Kane has little spots around his head and neck that initially scabbed for the first day or two, then the fur started thinning, and then finally the scab disappeared WITH the fur, lol. The vet suggested we wait to do an allergy panel until after it gets cooler, especially since Kane already has food allergies (to corn and/or chicken) it makes it more likely that he'll have environmental ones as well. Allergies are just more common in APBTs anyways.


----------



## tahoe262 (Sep 8, 2010)

what do you feed? If it has corn or wheat in it i bet thats it


sorry didnt read entire post just check your ingredients on the food.


----------



## Aireal (Jul 2, 2010)

also i wanted to add unless you give the full dose (the whole 25mg) of bena dryl it will not do any good, once or are comfortable you should give the whole dose every 8 hours

do you have pictures that show the hair loss?


----------



## bigworm (Aug 29, 2010)

yeah benadryl wont hurt him my dog has been getting benadryl since he was three months and i up the dosage as he gets older


----------



## performanceknls (Apr 4, 2009)

I would not go with food allergies yet and if your dog is a blue or a dilute blue of some sort they are known to have allergy problems and coat issues bring being bred blue on blue for many generations. Now not all blue dogs have coat issues but it is common. I would go with benadryl for now and give one 25mg tablet twice a day for 1 week and see if it helps. If it looks like it is helping go down to one tablet a day. The safe dose for benadryl is 1 mg per pound of body weight so you girl is fine taking one 25mg pill. In bad cases you can safely double to dose benadryl is a very safe drug.

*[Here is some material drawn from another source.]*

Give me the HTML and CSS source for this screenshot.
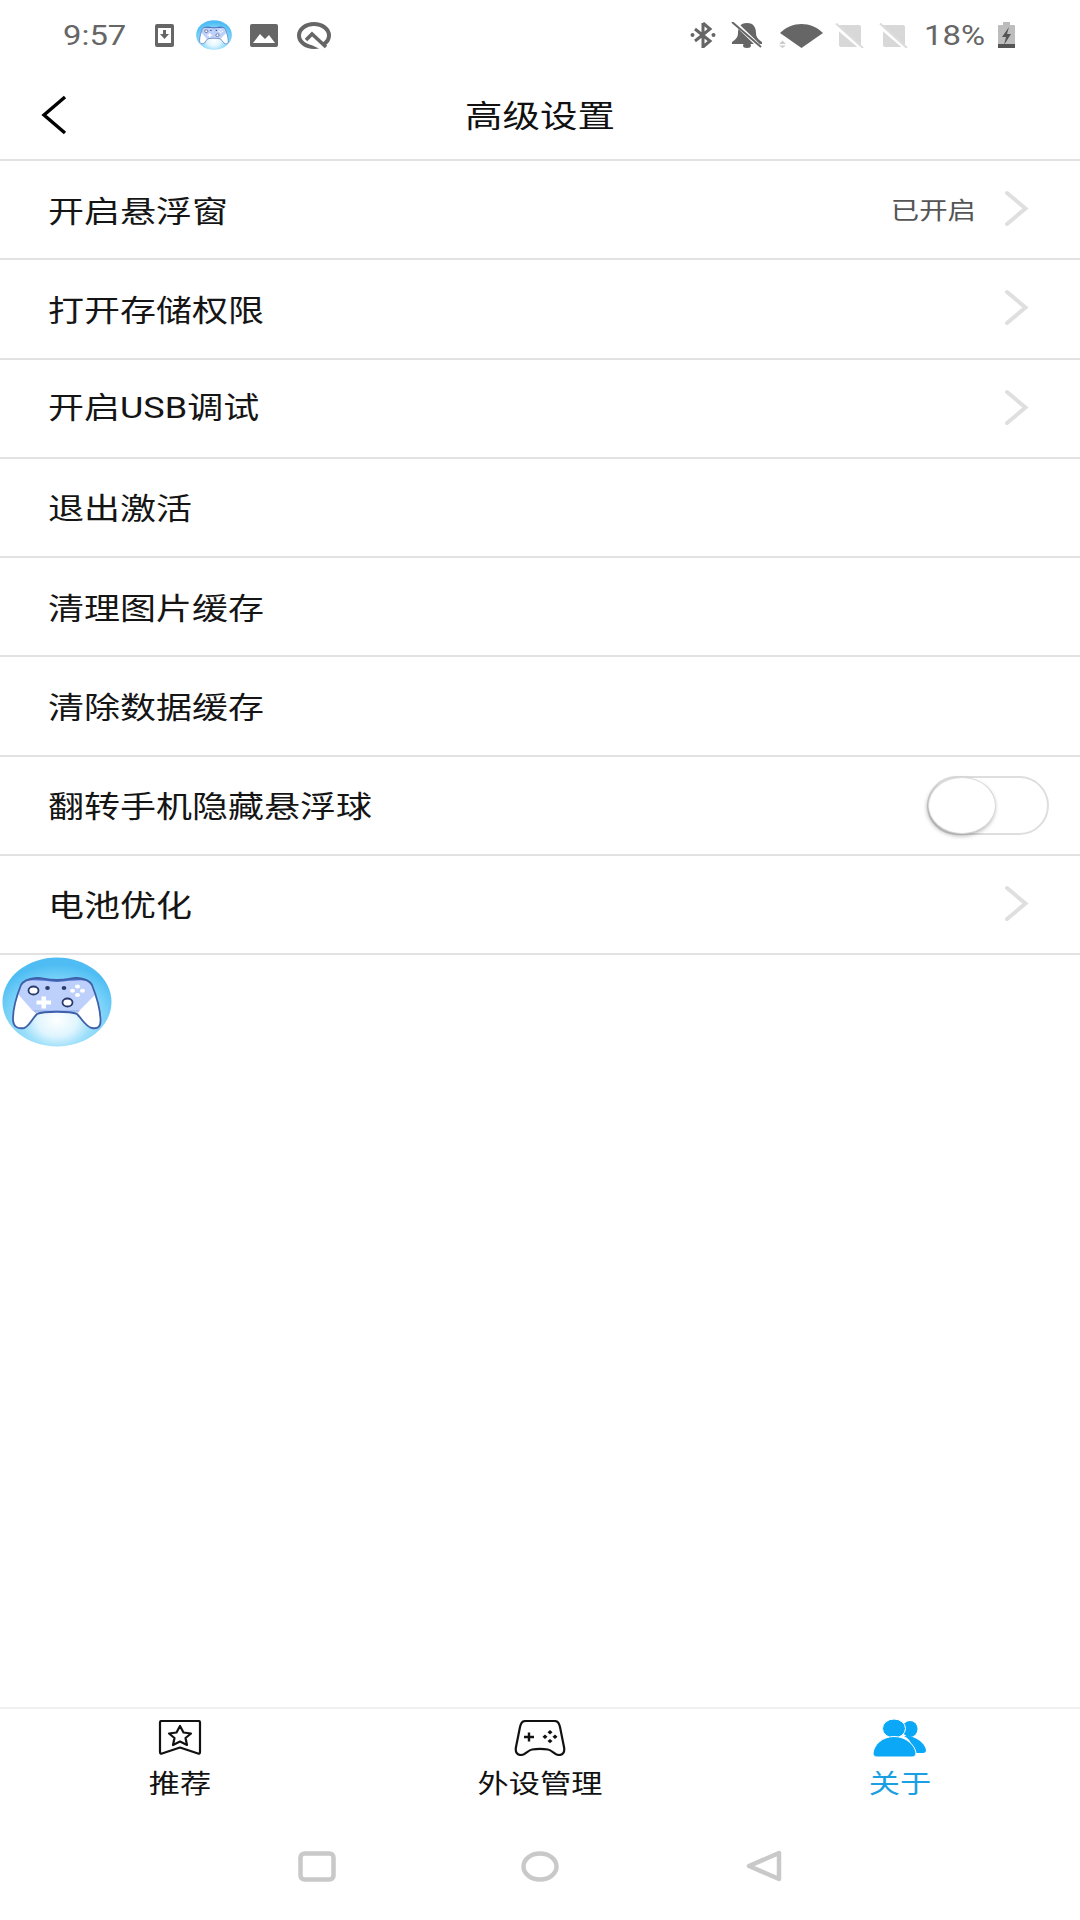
FILE: index.html
```html
<!DOCTYPE html>
<html lang="zh">
<head>
<meta charset="utf-8">
<title>高级设置</title>
<link rel="stylesheet" href="styles.css">
</head>
<body>
<svg class="defs" width="0" height="0" aria-hidden="true">
  <defs>
    <radialGradient id="ballGrad" cx="0.5" cy="0.7" r="0.62">
      <stop offset="0" stop-color="#ffffff"/>
      <stop offset="0.3" stop-color="#dff5fe"/>
      <stop offset="0.5" stop-color="#9fe0fb"/>
      <stop offset="0.8" stop-color="#6fcdf7"/>
      <stop offset="1" stop-color="#4fbdf3"/>
    </radialGradient>
    <clipPath id="padClip">
      <path d="M34 21C25 22 21 24 19 28C15 38 11 52 11 62C11 70 16 72 22 71C27 70 30 62 35 57C42 54 68 54 75 57C80 62 84 70 90 71C96 72 99 70 98.500 62C98 52 94 38 90 28C88 24 84 22 76 21C70 20 68 23 55 23C42 23 40 20 34 21Z"/>
    </clipPath>
    <symbol id="ball" viewBox="0 0 110 90" preserveAspectRatio="none">
      <ellipse cx="55" cy="45" rx="54.500" ry="44.500" fill="url(#ballGrad)"/>
      <path d="M34 21C25 22 21 24 19 28C15 38 11 52 11 62C11 70 16 72 22 71C27 70 30 62 35 57C42 54 68 54 75 57C80 62 84 70 90 71C96 72 99 70 98.500 62C98 52 94 38 90 28C88 24 84 22 76 21C70 20 68 23 55 23C42 23 40 20 34 21Z" fill="#fff"/>
      <g clip-path="url(#padClip)">
        <polygon points="0,15 110,15 95,36 78,53 30,53 15,36" fill="#bcd0fb"/>
        <polygon points="30,53 78,53 75,57 35,57" fill="#a5bff3"/>
        <polygon points="22,71 35,55 38,57 30,72" fill="#e4e6ec"/>
        <polygon points="88,71 75,55 72,57 80,72" fill="#e4e6ec"/>
        <path d="M15 27C25 21 40 24 55 25C70 24 85 21 95 27L90 19H20Z" fill="#4a6fc8"/>
      </g>
      <path d="M34 21C25 22 21 24 19 28C15 38 11 52 11 62C11 70 16 72 22 71C27 70 30 62 35 57C42 54 68 54 75 57C80 62 84 70 90 71C96 72 99 70 98.500 62C98 52 94 38 90 28C88 24 84 22 76 21C70 20 68 23 55 23C42 23 40 20 34 21Z" fill="none" stroke="#3e5fa9" stroke-width="1.800"/>
      <ellipse cx="31.500" cy="33.500" rx="5" ry="4" fill="#fff" stroke="#2a3a6c" stroke-width="1.800"/>
      <ellipse cx="65.500" cy="45.500" rx="5" ry="4" fill="#fff" stroke="#2a3a6c" stroke-width="1.800"/>
      <ellipse cx="45.500" cy="31" rx="2.300" ry="1.900" fill="#2a3a6c"/>
      <ellipse cx="62" cy="31" rx="2.300" ry="1.900" fill="#2a3a6c"/>
      <path d="M34.500 43.500h5v-4h4.500v4h5v4h-5v4h-4.500v-4h-5z" fill="#fff"/>
      <g fill="#fff">
        <ellipse cx="75.500" cy="29.500" rx="2.500" ry="2"/>
        <ellipse cx="75.500" cy="38" rx="2.500" ry="2"/>
        <ellipse cx="70.500" cy="33.700" rx="2.500" ry="2"/>
        <ellipse cx="80.500" cy="33.700" rx="2.500" ry="2"/>
      </g>
    </symbol>
    <symbol id="chev" viewBox="0 0 26 38">
      <path d="M3 3L21.500 18.500L3 34" fill="none" stroke="#dfdfdf" stroke-width="4" stroke-linecap="round" stroke-linejoin="miter"/>
    </symbol>
    <symbol id="sim" viewBox="0 0 29 25">
      <path d="M4 2h20a2 2 0 0 1 2 2v20H6a2 2 0 0 1-2-2z" fill="#d8d8d8"/>
      <path d="M0 3L27 26" stroke="#fff" stroke-width="3"/>
      <path d="M1 0.500L28 25" stroke="#dcdcdc" stroke-width="2"/>
    </symbol>
  </defs>
</svg>

<div class="page">
  <header class="top">
    <div class="status">
      <span class="time"><span class="sq">9:57</span></span>
      <svg class="ic-dl" width="19" height="23" viewBox="0 0 19 23"><rect x="0" y="0" width="19" height="23" rx="2" fill="#666"/><rect x="3" y="4" width="13" height="15" fill="#fff"/><path d="M8 6h3v4h3l-4.500 5L5 10h3z" fill="#666"/></svg>
      <svg class="ic-game" width="36" height="30"><use href="#ball"/></svg>
      <svg class="ic-img" width="28" height="23" viewBox="0 0 28 23"><rect width="28" height="23" rx="2" fill="#666"/><path d="M3 19L10 10L15 15L19 11L25 19Z" fill="#fff"/></svg>
      <svg class="ic-q" width="34" height="27" viewBox="0 0 34 27"><ellipse cx="17" cy="13.500" rx="15" ry="11.500" fill="none" stroke="#666" stroke-width="4"/><path d="M13 19L30 27" stroke="#fff" stroke-width="6"/><path d="M9 18L15 12L29 25" fill="none" stroke="#666" stroke-width="3.500"/></svg>
      <span class="grow"></span>
      <svg width="26" height="26" viewBox="0 0 26 26"><path d="M13 1V25L20 19L5 7M13 1L20 7L5 19" fill="none" stroke="#666" stroke-width="3"/><circle cx="2.500" cy="13" r="2" fill="#666"/><circle cx="23.500" cy="13" r="2" fill="#666"/></svg>
      <svg class="ic-bell" width="32" height="26" viewBox="0 0 32 26"><path d="M16 1C9 1 7 6 7 11C7 15 5 17 1 20V22H31V20C27 17 25 15 25 11C25 6 23 1 16 1Z" fill="#666"/><ellipse cx="16" cy="23.500" rx="4" ry="2.500" fill="#666"/><path d="M3 0L30 26" stroke="#fff" stroke-width="4"/><path d="M1 0L30 25" stroke="#666" stroke-width="2"/></svg>
      <svg class="ic-wifi" width="45" height="26" viewBox="0 0 45 26"><path d="M1 11C13 -1 32 -1 44 11L22.500 26Z" fill="#666"/><path d="M0 22L3.500 18.500L7 22Z M0 23.500L3.500 26L7 23.500Z" fill="#ccc"/></svg>
      <svg class="ic-sim1" width="29" height="25"><use href="#sim"/></svg>
      <svg class="ic-sim2" width="29" height="25"><use href="#sim"/></svg>
      <span class="pct"><span class="sq">18%</span></span>
      <svg class="ic-bat" width="17" height="26" viewBox="0 0 17 26"><rect x="5" y="0" width="7" height="3" fill="#bbb"/><rect x="0" y="3" width="17" height="23" rx="1" fill="#bdbdbd"/><rect x="0" y="22" width="17" height="4" fill="#555"/><path d="M11 5L4 15H8L6 23L13 12H9Z" fill="#555"/></svg>
    </div>
    <div class="toolbar">
      <svg class="back" width="26" height="40" viewBox="0 0 26 40"><path d="M24 2L3 20L24 38" fill="none" stroke="#000" stroke-width="3.400"/></svg>
      <h1 class="title"><span class="sq">高级设置</span></h1>
    </div>
  </header>

  <main class="list">
    <div class="row"><span class="label"><span class="sq">开启悬浮窗</span></span><span class="value"><span class="sq">已开启</span></span><svg class="chev" width="26" height="38"><use href="#chev"/></svg></div>
    <div class="row"><span class="label"><span class="sq">打开存储权限</span></span><svg class="chev" width="26" height="38"><use href="#chev"/></svg></div>
    <div class="row"><span class="label"><span class="sq">开启<span class="latin">USB</span>调试</span></span><svg class="chev" width="26" height="38"><use href="#chev"/></svg></div>
    <div class="row"><span class="label"><span class="sq">退出激活</span></span></div>
    <div class="row"><span class="label"><span class="sq">清理图片缓存</span></span></div>
    <div class="row"><span class="label"><span class="sq">清除数据缓存</span></span></div>
    <div class="row"><span class="label"><span class="sq">翻转手机隐藏悬浮球</span></span><span class="switch"><span class="knob"></span></span></div>
    <div class="row"><span class="label"><span class="sq">电池优化</span></span><svg class="chev" width="26" height="38"><use href="#chev"/></svg></div>
  </main>

  <svg class="float-ball" width="110" height="90"><use href="#ball"/></svg>

  <nav class="tabs">
    <div class="tab">
      <svg width="44" height="36" viewBox="0 0 44 36"><path d="M2 2.500C2 1.500 2.500 1 3.500 1H40.500C41.500 1 42 1.500 42 2.500V32C42 33.500 41 34 40 33.500L22 27.500L4 33.500C3 34 2 33.500 2 32Z" fill="none" stroke="#111" stroke-width="2.200" stroke-linejoin="round"/><path d="M22 6L25.500 12.500L33 13.500L27.500 18L29 25L22 21.500L15 25L16.500 18L11 13.500L18.500 12.500Z" fill="none" stroke="#111" stroke-width="2.200" stroke-linejoin="round"/></svg>
      <span class="tab-label"><span class="sq">推荐</span></span>
    </div>
    <div class="tab">
      <svg width="52" height="36" viewBox="0 0 52 36"><path d="M12 1H40C44 1 45 3 46 7L50 27C51 32 49 35 45 35C41 35 38 30 34 29.500C28 28.500 24 28.500 18 29.500C14 30 11 35 7 35C3 35 1 32 2 27L6 7C7 3 8 1 12 1Z" fill="none" stroke="#111" stroke-width="2.200"/><path d="M10 17H20M15 12.500V21.500" stroke="#111" stroke-width="2.400"/><path d="M36 10l2.500 2.200L36 14.400L33.500 12.200ZM36 19l2.500 2L36 23.200L33.500 21ZM31 14.500l2.500 2.200L31 18.900L28.500 16.700ZM41 14.500l2.500 2.200L41 18.900L38.500 16.700Z" fill="#111"/></svg>
      <span class="tab-label"><span class="sq">外设管理</span></span>
    </div>
    <div class="tab active">
      <svg class="people" width="54" height="38" viewBox="0 0 54 38"><ellipse cx="37" cy="10" rx="7.500" ry="8" fill="#0aa8f7"/><path d="M31 17C42 16 52 24 53 31C53 33 52 34 50 34H40C40 26 37 20 31 17Z" fill="#0aa8f7"/><ellipse cx="21" cy="9.500" rx="11.500" ry="9.500" fill="#0aa8f7" stroke="#fff" stroke-width="1"/><path d="M21 17.500C33 17.500 42 26 43 34C43 37 41 38 39 38H4C2 38 0 37 0 34C1 26 9 17.500 21 17.500Z" fill="#0aa8f7" stroke="#fff" stroke-width="1"/></svg>
      <span class="tab-label"><span class="sq">关于</span></span>
    </div>
  </nav>

  <div class="sysnav">
    <svg width="38" height="31" viewBox="0 0 38 31"><rect x="2.500" y="2.500" width="33" height="26" rx="4" fill="none" stroke="#c9c9c9" stroke-width="4.500"/></svg>
    <svg width="38" height="31" viewBox="0 0 38 31"><ellipse cx="19" cy="15.500" rx="16.500" ry="13" fill="none" stroke="#c9c9c9" stroke-width="4.500"/></svg>
    <svg class="nav-back" width="36" height="32" viewBox="0 0 36 32"><path d="M33 3V29L3 16Z" fill="none" stroke="#c9c9c9" stroke-width="4.500" stroke-linejoin="round"/></svg>
  </div>
</div>
</body>
</html>
```

FILE: styles.css
```css
* {
  box-sizing: border-box;
}

html,
body {
  margin: 0;
  padding: 0;
  background: #fff;
}

body {
  font-family: "Noto Sans CJK SC", "Noto Sans", sans-serif;
  color: #111;
}

.defs {
  position: absolute;
}

svg {
  display: block;
  flex: none;
}

.page {
  position: relative;
  display: flex;
  flex-direction: column;
  width: 1080px;
  height: 1920px;
  overflow: hidden;
}

/* The source capture is stretched horizontally; text is squeezed vertically to match. */
.sq {
  display: inline-block;
  transform: scaleY(0.82);
  white-space: nowrap;
}

.latin {
  font-family: Roboto, sans-serif;
}

.top {
  height: 161px;
  border-bottom: 2px solid #e2e2e2;
}

.status {
  display: flex;
  align-items: center;
  height: 70px;
  padding: 0 65px 0 63px;
}

.time,
.pct {
  margin-top: 2px;
  font-family: Roboto, sans-serif;
  font-size: 32.800px;
  line-height: 40px;
  color: #666;
}

.grow {
  flex: 1;
}

.ic-dl { margin-left: 29px; }
.ic-game { margin-left: 22px; }
.ic-img { margin-left: 18px; }
.ic-q { margin-left: 19px; }
.ic-bell { margin-left: 15px; }
.ic-wifi { margin-left: 16px; }
.ic-sim1 { margin-left: 11px; }
.ic-sim2 { margin-left: 15px; }
.pct { margin-left: 16px; }
.ic-bat { margin-left: 13px; }

.toolbar {
  display: flex;
  align-items: center;
  justify-content: center;
  position: relative;
  height: 89px;
}

.back {
  position: absolute;
  left: 41px;
  top: 25px;
}

.title {
  margin: 0 0 2px;
  font-size: 37.500px;
  font-weight: 400;
  line-height: 50px;
  color: #111;
}

.list {
  flex: 1;
}

.row {
  display: flex;
  align-items: center;
  height: 99.250px;
  padding: 0 50px 0 48px;
  border-bottom: 2px solid #e2e2e2;
}

.label {
  flex: 1;
  padding-bottom: 2px;
  font-size: 36px;
  line-height: 50px;
  color: #151515;
}

.value {
  margin-right: 28px;
  padding-bottom: 2px;
  font-size: 28.400px;
  line-height: 40px;
  color: #555;
}

.chev {
  margin-bottom: 1px;
}

.switch {
  position: relative;
  width: 122px;
  height: 59px;
  margin-right: -19px;
  border: 2px solid #dedede;
  border-radius: 30px;
  background: #fff;
}

.knob {
  position: absolute;
  left: -1px;
  top: -1px;
  width: 68px;
  height: 57px;
  border: 1px solid #d8d8d8;
  border-radius: 50%;
  background: #fff;
  box-shadow: -1px 2px 4px rgba(0, 0, 0, 0.3);
}

.float-ball {
  position: absolute;
  left: 2px;
  top: 957px;
}

.tabs {
  display: grid;
  grid-template-columns: repeat(3, 1fr);
  height: 114px;
  padding-top: 11px;
  border-top: 2px solid #efefef;
}

.tab {
  display: flex;
  flex-direction: column;
  align-items: center;
}

.people {
  margin: -1px 0 -1px;
}

.tab-label {
  margin-top: 11px;
  font-size: 31.200px;
  line-height: 30px;
  color: #111;
}

.tab.active .tab-label {
  color: #1aa0e2;
}

.sysnav {
  display: flex;
  justify-content: center;
  column-gap: 185px;
  align-items: center;
  height: 99px;
  padding: 0 0 9px;
}

.nav-back {
  margin-left: 2px;
}
```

You might also give her a bath just in case it was a contact allergen of some sort but do not over bathe one bath should be good enough and wash all bedding. For the bath you can bathe her in dawn dish soap and it will strip everything out of the coat even oil and let you start over if it was a contact allergen and that could be a possibility. Only use the dawn soap once, using it anymore than that will cause more coat issues and really dry out the coat but it works great as an initial treatment.

Keep your pup on the same food and try this for two weeks if it does not clear up then start thinking about food allergies but remember to figure these out it takes time so be patient.


----------



## 21440826 (Nov 17, 2012)

Can you let me know what you ended up finding out about your dog. Mine has the exact same symptoms.


----------



## Odin`s_BlueDragon (Mar 11, 2012)

21440826 said:


> Can you let me know what you ended up finding out about your dog. Mine has the exact same symptoms.


This thread is from 2 years ago and the OP is not currently active. Start a new thread and maybe u can get some answers.


----------



## mcmlxxxvii (Jul 29, 2010)

.............................


----------